▸ **Requirements**: Give every line of the data again, unchanged, but with no pictures.

▸ **Data**:

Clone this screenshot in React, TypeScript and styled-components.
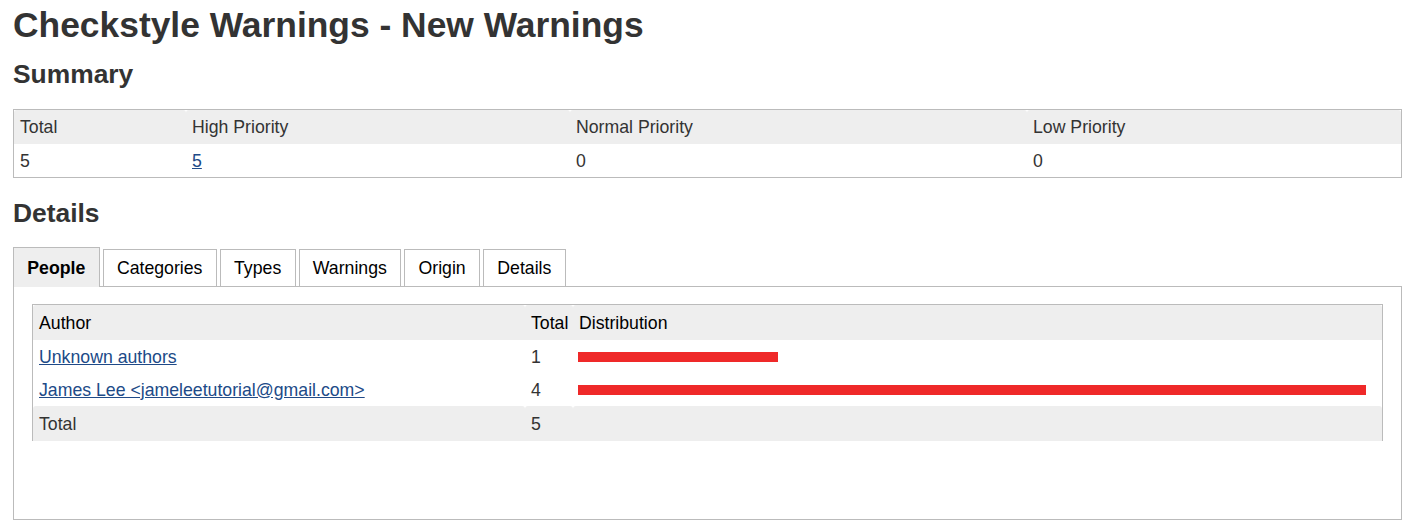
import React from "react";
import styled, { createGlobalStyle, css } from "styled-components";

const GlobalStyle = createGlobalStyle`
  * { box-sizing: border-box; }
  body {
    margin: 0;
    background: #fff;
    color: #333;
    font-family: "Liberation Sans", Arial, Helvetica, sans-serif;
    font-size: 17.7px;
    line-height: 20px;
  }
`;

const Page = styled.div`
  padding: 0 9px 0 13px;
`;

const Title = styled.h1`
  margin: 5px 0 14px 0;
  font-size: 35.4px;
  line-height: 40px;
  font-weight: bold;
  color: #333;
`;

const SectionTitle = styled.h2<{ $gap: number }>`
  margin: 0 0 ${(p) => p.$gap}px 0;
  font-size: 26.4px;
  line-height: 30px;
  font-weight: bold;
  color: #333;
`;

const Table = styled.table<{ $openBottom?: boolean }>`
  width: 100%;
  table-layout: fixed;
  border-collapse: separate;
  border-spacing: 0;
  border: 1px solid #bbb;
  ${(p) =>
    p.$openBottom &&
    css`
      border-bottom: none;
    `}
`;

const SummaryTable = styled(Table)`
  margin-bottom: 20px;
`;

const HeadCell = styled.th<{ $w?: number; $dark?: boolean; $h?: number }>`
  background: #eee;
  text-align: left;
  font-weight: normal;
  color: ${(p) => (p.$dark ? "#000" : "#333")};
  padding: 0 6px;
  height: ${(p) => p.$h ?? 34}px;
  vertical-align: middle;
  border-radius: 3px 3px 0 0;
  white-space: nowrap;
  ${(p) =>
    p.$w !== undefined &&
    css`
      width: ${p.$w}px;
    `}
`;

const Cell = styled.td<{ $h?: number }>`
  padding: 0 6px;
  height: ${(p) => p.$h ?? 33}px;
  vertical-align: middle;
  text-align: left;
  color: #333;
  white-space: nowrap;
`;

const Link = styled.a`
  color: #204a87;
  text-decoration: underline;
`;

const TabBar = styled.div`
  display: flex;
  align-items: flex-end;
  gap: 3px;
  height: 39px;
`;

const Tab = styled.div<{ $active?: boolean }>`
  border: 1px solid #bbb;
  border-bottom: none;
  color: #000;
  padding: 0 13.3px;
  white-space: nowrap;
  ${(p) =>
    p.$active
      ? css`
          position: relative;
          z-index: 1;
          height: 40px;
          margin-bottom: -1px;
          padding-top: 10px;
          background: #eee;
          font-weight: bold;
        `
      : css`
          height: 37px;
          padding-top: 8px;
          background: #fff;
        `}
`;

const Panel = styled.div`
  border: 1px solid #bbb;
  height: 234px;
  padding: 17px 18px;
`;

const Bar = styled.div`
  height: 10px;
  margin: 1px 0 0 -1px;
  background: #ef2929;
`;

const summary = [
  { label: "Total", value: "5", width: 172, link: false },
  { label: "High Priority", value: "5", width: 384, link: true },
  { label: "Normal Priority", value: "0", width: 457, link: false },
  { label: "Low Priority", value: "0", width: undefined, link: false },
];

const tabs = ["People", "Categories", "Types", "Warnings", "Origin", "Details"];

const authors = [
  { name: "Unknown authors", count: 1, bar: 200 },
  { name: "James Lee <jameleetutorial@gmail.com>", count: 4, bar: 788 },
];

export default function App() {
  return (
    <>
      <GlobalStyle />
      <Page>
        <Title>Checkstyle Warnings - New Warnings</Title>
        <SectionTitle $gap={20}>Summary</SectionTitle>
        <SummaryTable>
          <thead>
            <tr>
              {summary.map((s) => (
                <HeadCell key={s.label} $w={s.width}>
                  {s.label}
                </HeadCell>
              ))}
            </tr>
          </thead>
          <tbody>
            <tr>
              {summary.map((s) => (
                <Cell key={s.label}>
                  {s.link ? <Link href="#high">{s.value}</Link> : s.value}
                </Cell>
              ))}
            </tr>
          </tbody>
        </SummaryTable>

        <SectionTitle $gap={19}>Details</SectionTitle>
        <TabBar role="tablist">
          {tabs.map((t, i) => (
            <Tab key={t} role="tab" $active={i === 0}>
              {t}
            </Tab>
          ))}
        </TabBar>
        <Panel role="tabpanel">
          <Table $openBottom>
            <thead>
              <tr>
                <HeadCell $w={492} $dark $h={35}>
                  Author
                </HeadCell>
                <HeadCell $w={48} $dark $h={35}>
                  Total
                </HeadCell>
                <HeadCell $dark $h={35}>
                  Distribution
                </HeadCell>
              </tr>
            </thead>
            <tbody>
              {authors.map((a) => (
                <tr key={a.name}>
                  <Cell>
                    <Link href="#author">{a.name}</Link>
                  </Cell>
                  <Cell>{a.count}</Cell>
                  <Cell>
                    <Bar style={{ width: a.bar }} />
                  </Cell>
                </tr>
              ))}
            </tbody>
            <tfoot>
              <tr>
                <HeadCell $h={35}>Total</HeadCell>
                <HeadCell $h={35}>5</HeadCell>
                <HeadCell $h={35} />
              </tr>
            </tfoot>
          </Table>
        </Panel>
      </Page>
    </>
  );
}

▸ **Answer to this task**:
Clone this screenshot in React, TypeScript and styled-components.
import React from "react";
import styled, { createGlobalStyle, css } from "styled-components";

const GlobalStyle = createGlobalStyle`
  * { box-sizing: border-box; }
  body {
    margin: 0;
    background: #fff;
    color: #333;
    font-family: "Liberation Sans", Arial, Helvetica, sans-serif;
    font-size: 17.7px;
    line-height: 20px;
  }
`;

const Page = styled.div`
  padding: 0 9px 0 13px;
`;

const Title = styled.h1`
  margin: 5px 0 14px 0;
  font-size: 35.4px;
  line-height: 40px;
  font-weight: bold;
  color: #333;
`;

const SectionTitle = styled.h2<{ $gap: number }>`
  margin: 0 0 ${(p) => p.$gap}px 0;
  font-size: 26.4px;
  line-height: 30px;
  font-weight: bold;
  color: #333;
`;

const Table = styled.table<{ $openBottom?: boolean }>`
  width: 100%;
  table-layout: fixed;
  border-collapse: separate;
  border-spacing: 0;
  border: 1px solid #bbb;
  ${(p) =>
    p.$openBottom &&
    css`
      border-bottom: none;
    `}
`;

const SummaryTable = styled(Table)`
  margin-bottom: 20px;
`;

const HeadCell = styled.th<{ $w?: number; $dark?: boolean; $h?: number }>`
  background: #eee;
  text-align: left;
  font-weight: normal;
  color: ${(p) => (p.$dark ? "#000" : "#333")};
  padding: 0 6px;
  height: ${(p) => p.$h ?? 34}px;
  vertical-align: middle;
  border-radius: 3px 3px 0 0;
  white-space: nowrap;
  ${(p) =>
    p.$w !== undefined &&
    css`
      width: ${p.$w}px;
    `}
`;

const Cell = styled.td<{ $h?: number }>`
  padding: 0 6px;
  height: ${(p) => p.$h ?? 33}px;
  vertical-align: middle;
  text-align: left;
  color: #333;
  white-space: nowrap;
`;

const Link = styled.a`
  color: #204a87;
  text-decoration: underline;
`;

const TabBar = styled.div`
  display: flex;
  align-items: flex-end;
  gap: 3px;
  height: 39px;
`;

const Tab = styled.div<{ $active?: boolean }>`
  border: 1px solid #bbb;
  border-bottom: none;
  color: #000;
  padding: 0 13.3px;
  white-space: nowrap;
  ${(p) =>
    p.$active
      ? css`
          position: relative;
          z-index: 1;
          height: 40px;
          margin-bottom: -1px;
          padding-top: 10px;
          background: #eee;
          font-weight: bold;
        `
      : css`
          height: 37px;
          padding-top: 8px;
          background: #fff;
        `}
`;

const Panel = styled.div`
  border: 1px solid #bbb;
  height: 234px;
  padding: 17px 18px;
`;

const Bar = styled.div`
  height: 10px;
  margin: 1px 0 0 -1px;
  background: #ef2929;
`;

const summary = [
  { label: "Total", value: "5", width: 172, link: false },
  { label: "High Priority", value: "5", width: 384, link: true },
  { label: "Normal Priority", value: "0", width: 457, link: false },
  { label: "Low Priority", value: "0", width: undefined, link: false },
];

const tabs = ["People", "Categories", "Types", "Warnings", "Origin", "Details"];

const authors = [
  { name: "Unknown authors", count: 1, bar: 200 },
  { name: "James Lee <jameleetutorial@gmail.com>", count: 4, bar: 788 },
];

export default function App() {
  return (
    <>
      <GlobalStyle />
      <Page>
        <Title>Checkstyle Warnings - New Warnings</Title>
        <SectionTitle $gap={20}>Summary</SectionTitle>
        <SummaryTable>
          <thead>
            <tr>
              {summary.map((s) => (
                <HeadCell key={s.label} $w={s.width}>
                  {s.label}
                </HeadCell>
              ))}
            </tr>
          </thead>
          <tbody>
            <tr>
              {summary.map((s) => (
                <Cell key={s.label}>
                  {s.link ? <Link href="#high">{s.value}</Link> : s.value}
                </Cell>
              ))}
            </tr>
          </tbody>
        </SummaryTable>

        <SectionTitle $gap={19}>Details</SectionTitle>
        <TabBar role="tablist">
          {tabs.map((t, i) => (
            <Tab key={t} role="tab" $active={i === 0}>
              {t}
            </Tab>
          ))}
        </TabBar>
        <Panel role="tabpanel">
          <Table $openBottom>
            <thead>
              <tr>
                <HeadCell $w={492} $dark $h={35}>
                  Author
                </HeadCell>
                <HeadCell $w={48} $dark $h={35}>
                  Total
                </HeadCell>
                <HeadCell $dark $h={35}>
                  Distribution
                </HeadCell>
              </tr>
            </thead>
            <tbody>
              {authors.map((a) => (
                <tr key={a.name}>
                  <Cell>
                    <Link href="#author">{a.name}</Link>
                  </Cell>
                  <Cell>{a.count}</Cell>
                  <Cell>
                    <Bar style={{ width: a.bar }} />
                  </Cell>
                </tr>
              ))}
            </tbody>
            <tfoot>
              <tr>
                <HeadCell $h={35}>Total</HeadCell>
                <HeadCell $h={35}>5</HeadCell>
                <HeadCell $h={35} />
              </tr>
            </tfoot>
          </Table>
        </Panel>
      </Page>
    </>
  );
}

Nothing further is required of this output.